The 2013 poll saw the end of the unity government as the MDC prepared to contest the election. Tsvangirai’s campaign saw him traversing Zimbabwe in his red bus, with “Morgan is More” emblazoned on the side. He did not lose the election in terms of popularity with the electorate, but lost it due to a grossly inflated voters roll that contained the names of tens of thousands of people who had died or emigrated. Tsvangirai beat Mugabe at the initial polls winning 47.9% against Mugabe’s 43.2%, forcing a runoff. But he withdrew from the second campaign following an exceptionally bloody campaign by Zanu-PF forces that targeted MDC voters.

Eventually, in August 2017, not long before his untimely death, Tsvangirai decided it was time to unite all opposition parties under a new properly registered and constituted party, the MDC Alliance. He would lead it and Nelson Chamisa would be his deputy. MDC-T would continue as a stand-alone party and Thokozani Khupe, appointed in 2014, would remain as its deputy.

Tsvangirai felt he was allowed to appoint new deputy presidents as at the 2014 MDC Congress a motion was moved and passed that the party president would be allowed to appoint other officers as he saw fit. The secretary-general of the party at the time was Douglas Mwonzoro, who failed, possibly deliberately, to do his duty by recording the minutes of congress, which it turns out has been to his advantage as he now sits firmly in the Khupe camp. This recently came back to bite Chamisa and the MDC Alliance.

The subsequent disputed 2018 poll clearly demonstrated that Zanu-PF was up to its old tricks again. Khupe only garnered a little more than 45,000 votes, while Chamisa, according to votes recorded by photographing signed off results papers at individual polling stations and collated at the alliance headquarters, got more than two-million, more than enough to become president of Zimbabwe and form a new democratic government. But the official results posted by the electoral commission told a different story. Chamisa won 44.3%, Mnangagwa 50.8% and Khupe, now installed as the official leader of the opposition, just 3.42%.

But Khupe is hungry for power and has done everything she can to nullify the validity of Chamisa’s presidency of the MDC Alliance in court. What people do not realise is that Khupe was elected vice-president of the MDC T in 2014 for a period of only five years. This expired in July, a fact the Harare High Court ignored when it handed down its judgment at the end of August nullifying Chamisa’s presidency of the MDC Alliance, which Khupe has now hijacked as her own. Khupe has been in cahoots with Zanu-PF for some time.

Backing this assertion up, and reminiscent of Bell Pottinger’s white monopoly capital campaign funded by the Guptas, is the fact that Zanu-PF pays a Washington PR company, Mercury, $1.5m a year to promote Khupe as the leader of the official opposition.

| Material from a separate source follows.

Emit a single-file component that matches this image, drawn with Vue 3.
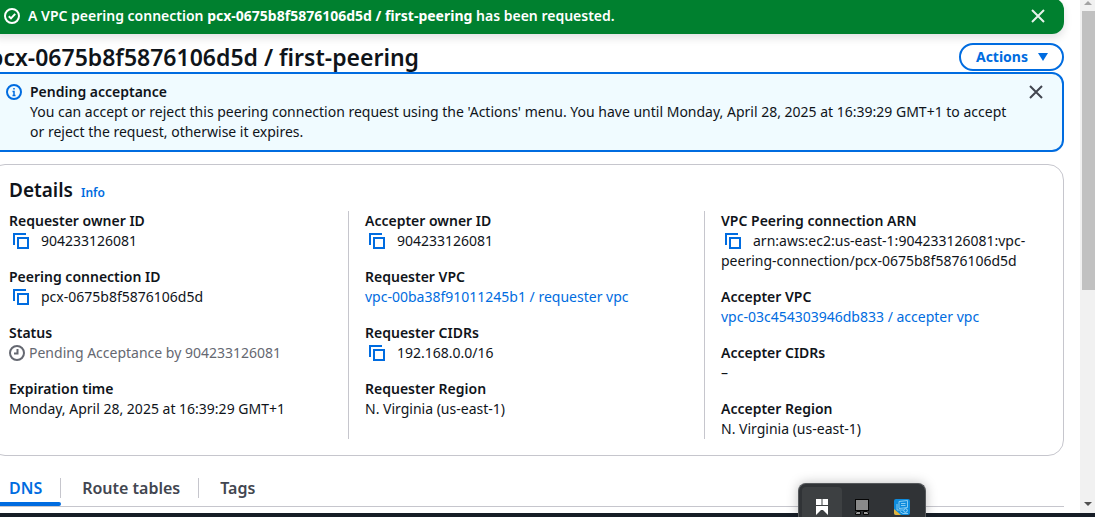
<script setup>
const columns = [
  [
    { label: 'Requester owner ID', value: '904233126081', kind: 'copy' },
    { label: 'Peering connection ID', value: 'pcx-0675b8f5876106d5d', kind: 'copy' },
    { label: 'Status', value: 'Pending Acceptance by 904233126081', kind: 'status' },
    { label: 'Expiration time', value: 'Monday, April 28, 2025 at 16:39:29 GMT+1' },
  ],
  [
    { label: 'Accepter owner ID', value: '904233126081', kind: 'copy' },
    { label: 'Requester VPC', value: 'vpc-00ba38f91011245b1 / requester vpc', kind: 'link' },
    { label: 'Requester CIDRs', value: '192.168.0.0/16', kind: 'copy' },
    { label: 'Requester Region', value: 'N. Virginia (us-east-1)' },
  ],
  [
    {
      label: 'VPC Peering connection ARN',
      value: 'arn:aws:ec2:us-east-1:904233126081:vpc-peering-connection/pcx-0675b8f5876106d5d',
      kind: 'copy',
    },
    { label: 'Accepter VPC', value: 'vpc-03c454303946db833 / accepter vpc', kind: 'link' },
    { label: 'Accepter CIDRs', value: '–' },
    { label: 'Accepter Region', value: 'N. Virginia (us-east-1)' },
  ],
]
const tabs = ['DNS', 'Route tables', 'Tags']
</script>

<template>
  <div class="screen">
    <div class="viewport">
      <main class="content">
        <div class="flash" role="status">
          <svg class="icon" viewBox="0 0 16 16" aria-hidden="true">
            <circle cx="8" cy="8" r="7" />
            <path d="M4.8 8.2 7 10.4 11.2 5.8" />
          </svg>
          <p class="flash-text">A VPC peering connection <b>pcx-0675b8f5876106d5d / first-peering</b> has been requested.</p>
          <button class="close" type="button" aria-label="Dismiss notification">
            <svg class="icon" viewBox="0 0 16 16" aria-hidden="true"><path d="M2 2 14 14M14 2 2 14" /></svg>
          </button>
        </div>

        <header class="page-header">
          <h1>pcx-0675b8f5876106d5d / first-peering</h1>
          <button class="actions" type="button">
            Actions
            <svg class="caret" viewBox="0 0 10 8" aria-hidden="true"><path d="M0 0H10L5 8Z" /></svg>
          </button>
        </header>

        <section class="alert">
          <svg class="icon" viewBox="0 0 16 16" aria-hidden="true">
            <circle cx="8" cy="8" r="7" />
            <path class="thin" d="M8 4V5.600M6.500 7.500H8V11.500M6.500 11.500H9.500" />
          </svg>
          <div class="alert-body">
            <h2>Pending acceptance</h2>
            <p>You can accept or reject this peering connection request using the 'Actions' menu. You have until Monday, April 28, 2025 at 16:39:29 GMT+1 to accept or reject the request, otherwise it expires.</p>
          </div>
          <button class="close" type="button" aria-label="Dismiss alert">
            <svg class="icon" viewBox="0 0 16 16" aria-hidden="true"><path d="M2 2 14 14M14 2 2 14" /></svg>
          </button>
        </section>

        <section class="details">
          <div class="details-head">
            <h2>Details</h2>
            <a href="#info">Info</a>
          </div>
          <div class="columns">
            <dl v-for="(column, i) in columns" :key="i" class="column">
              <div v-for="item in column" :key="item.label">
                <dt>{{ item.label }}</dt>
                <dd v-if="item.kind === 'copy'">
                  <button class="copy" type="button" :aria-label="'Copy ' + item.label">
                    <svg class="icon" viewBox="0 0 16 16" aria-hidden="true"><path d="M1 12V1H13M5 5H15V15H5Z" /></svg>
                  </button>{{ item.value }}
                </dd>
                <dd v-else-if="item.kind === 'link'"><a href="#vpc">{{ item.value }}</a></dd>
                <dd v-else-if="item.kind === 'status'" class="status">
                  <svg class="icon" viewBox="0 0 16 16" aria-hidden="true">
                    <circle cx="8" cy="8" r="7" />
                    <path d="M8.5 4V8.5H5" />
                  </svg>
                  {{ item.value }}
                </dd>
                <dd v-else>{{ item.value }}</dd>
              </div>
            </dl>
          </div>
        </section>

        <nav class="tabs" role="tablist">
          <button
            v-for="(tab, i) in tabs"
            :key="tab"
            class="tab"
            :class="{ active: i === 0 }"
            type="button"
            role="tab"
            :aria-selected="i === 0"
          ><span>{{ tab }}</span></button>
        </nav>
      </main>

      <div class="scrollbar" aria-hidden="true">
        <svg class="arrow up" viewBox="0 0 8 4"><path d="M0 4 4 0 8 4Z" /></svg>
        <div class="thumb"></div>
        <svg class="arrow" viewBox="0 0 8 4"><path d="M0 0 4 4 8 0Z" /></svg>
      </div>
    </div>

    <footer class="console-footer"></footer>

    <div class="dock">
      <button class="dock-item selected" type="button" aria-label="Start">
        <svg viewBox="0 0 16 16">
          <path fill="#fff" d="M2 0H7.500V6H2ZM8.500 0H14V6H8.500ZM2 7H7.500V10.500L2 16ZM8.500 7H14V16L8.500 10.500ZM7 7H9V11H7Z" />
        </svg>
      </button>
      <button class="dock-item" type="button" aria-label="Task view">
        <svg viewBox="0 0 16 16">
          <path fill="#050505" d="M1 0H15V12H1Z" />
          <path fill="#8a8a8a" d="M2 1H14V11H2Z" />
          <path fill="#9a9a9a" stroke="#050505" d="M3 12.500H6.500V15.500H1.500V14ZM9.500 12.500H13L14.500 14V15.500H9.500Z" />
        </svg>
      </button>
      <button class="dock-item" type="button" aria-label="Device settings">
        <svg viewBox="0 0 16 16">
          <rect width="16" height="16" rx="2" fill="#0d8bdd" />
          <path fill="#e2b33c" d="M0 10 7 16H2Q0 16 0 14Z" />
          <path fill="none" stroke="#a5dcf8" stroke-width="0.8" d="M5 2.500 13.500 1.500V8.500L5 9.500ZM3 5V11H9M7 4.500H11.500M7 6.500H11.500M6 12.500 9 14.500H14" />
          <circle cx="11.500" cy="11.500" r="1.800" fill="#0d8bdd" stroke="#a5dcf8" />
        </svg>
      </button>
    </div>
  </div>
</template>

<style>
body {
  margin: 0;
  background: #fff;
}
</style>

<style scoped>
.screen {
  position: relative;
  display: flex;
  flex-direction: column;
  height: 100vh;
  overflow: hidden;
  font: 14px/20px "Noto Sans", "Open Sans", sans-serif;
  color: #0f141a;
}
.viewport {
  display: flex;
  flex: 1;
  min-height: 0;
}
.content {
  flex: 1;
  min-width: 0;
  margin: -2px 16px 0 -11px;
}
h1, h2, p, dl, dd {
  margin: 0;
}
button {
  font: inherit;
  color: inherit;
  background: none;
  border: 0;
  padding: 0;
  cursor: pointer;
}
a {
  color: #006ce0;
  text-decoration: none;
}
.icon {
  display: block;
  flex: none;
  width: 16px;
  height: 16px;
  fill: none;
  stroke: currentColor;
  stroke-width: 2;
}
.thin {
  stroke-width: 1.5;
}
.flash {
  display: flex;
  align-items: center;
  gap: 8px;
  box-sizing: border-box;
  height: 36px;
  padding: 0 18px 0 15px;
  border-radius: 12px;
  background: #00802f;
  color: #fff;
  font-weight: 600;
  box-shadow: 0 4px 8px rgba(0, 7, 22, 0.12);
}
.flash-text {
  flex: 1;
}
.flash b {
  font-weight: 700;
}
.page-header {
  display: flex;
  align-items: center;
  justify-content: space-between;
  padding: 9px 0 1px;
}
h1 {
  font-size: 23px;
  line-height: 28px;
  font-weight: 600;
}
.actions {
  display: flex;
  align-items: center;
  gap: 10px;
  padding: 2px 14px 2px 15px;
  border: 2px solid #006ce0;
  border-radius: 20px;
  color: #006ce0;
  font-weight: 700;
}
.caret {
  width: 10px;
  height: 8px;
  fill: currentColor;
}
.alert {
  display: flex;
  gap: 8px;
  padding: 8px 18px 8px 15px;
  border: 2px solid #006ce0;
  border-radius: 12px;
  background: #f0fbff;
}
.alert .icon {
  margin-top: 2px;
}
.alert > .icon {
  color: #006ce0;
}
.alert-body {
  flex: 1;
  padding-right: 8px;
}
.alert h2 {
  font-size: 14px;
  line-height: 20px;
  font-weight: 600;
}
.close {
  align-self: flex-start;
}
.flash .close {
  align-self: center;
  opacity: 0.9;
}
.alert .close {
  color: #424650;
}
.details {
  margin-top: 12px;
  padding: 13px 20px 16px 19px;
  border: 1px solid #c6c6cd;
  border-radius: 16px;
}
.details-head {
  display: flex;
  align-items: baseline;
  gap: 8px;
  margin-bottom: 9px;
}
.details h2 {
  font-size: 19px;
  line-height: 24px;
  font-weight: 600;
}
.details-head a {
  font-size: 12px;
  line-height: 16px;
  font-weight: 600;
}
.columns {
  display: flex;
  gap: 17px;
}
.column {
  flex: 1 1 0;
  min-width: 0;
  display: flex;
  flex-direction: column;
  gap: 16px;
}
.column + .column {
  padding-left: 16px;
  border-left: 1px solid #c6c6cd;
}
dt {
  font-weight: 600;
}
.copy {
  display: inline-block;
  margin: 0 12px 0 4px;
  vertical-align: -3px;
  height: 16px;
  color: #006ce0;
}
.status {
  display: flex;
  align-items: center;
  gap: 4px;
  color: #656871;
}
.tabs {
  display: flex;
  height: 50px;
  border-bottom: 1px solid #c6c6cd;
}
.tab {
  position: relative;
  display: flex;
  align-items: center;
  padding: 13px 0 0;
  font-size: 16px;
  font-weight: 600;
  color: #424650;
}
.tab span {
  padding: 0 18px 0 21px;
  border-right: 1px solid #c6c6cd;
}
.tab:first-child span {
  padding-left: 20px;
}
.tab:last-child span {
  border: 0;
}
.tab.active {
  color: #006ce0;
}
.active::after {
  content: "";
  position: absolute;
  inset: auto 0 0 0;
  height: 4px;
  border-radius: 2px;
  background: #006ce0;
}
.scrollbar {
  display: flex;
  flex-direction: column;
  align-items: center;
  width: 15px;
  background: #f1f1f1;
}
.thumb {
  align-self: stretch;
  height: 279px;
  margin: 6px 0 auto 2px;
  background: #c1c1c1;
}
.arrow {
  width: 8px;
  height: 4px;
  margin: 0 0 7px;
  fill: #505050;
}
.up {
  margin: 1px 0 0;
  fill: #a3a3a3;
}
.console-footer {
  height: 4px;
  background: #161d26;
}
.dock {
  position: absolute;
  left: calc(73% - 1px);
  bottom: 0;
  display: flex;
  box-sizing: border-box;
  height: 34px;
  padding: 3px 3px 0;
  border: 1px solid #55585b;
  border-bottom: 0;
  border-radius: 8px 8px 0 0;
  background: #303336;
  box-shadow: 0 0 12px rgba(0, 0, 0, 0.25);
}
.dock-item {
  display: flex;
  justify-content: center;
  width: 40px;
  padding-top: 12px;
  border-radius: 4px 4px 0 0;
}
.selected {
  background: #3d4042;
}
.dock-item svg {
  width: 16px;
  height: 16px;
}
</style>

The reality is that Zanu-PF is trying to put lipstick on the pig, aiming for a de facto one-party state under the guise of democracy.

What is encouraging is that Khupe has little support, despite hijacking the MDC Alliance as her own, is busy firing MPs and city councillors and has been captured in a Twitter video saying she is in politics because “It’s all about getting money. We are doing this for the money”.

Chamisa will bounce back. He has a loyal following among democracy hungry Zimbabweans that transcends tribal affiliations He will rebrand and rebuild an inclusive party that will most certainly win an election provided it is free and fair.

It is time for Cyril Ramaphosa to act, not only as the president of SA, Zimbabwe’s most important neighbour, but as the current president of the AU. He needs to know that Zimbabwe is in greater peril that it ever has been before, and that the adverse impact it has been having on SA will escalate. He needs to get independent negotiators who will listen to all parties about the situation in Zimbabwe. When Lindiwe Zulu visited Zimbabwe recently with ANC hangers-on, she was reportedly told by Zanu-PF not to speak to Chamisa, despite his efforts to arrange a meeting. This has to stop. We now need an honest broker.

• Hudleston is a Zimbabwe-born journalist and author of The Face of Courage, a 2006 biography on Morgan Tsvangirai.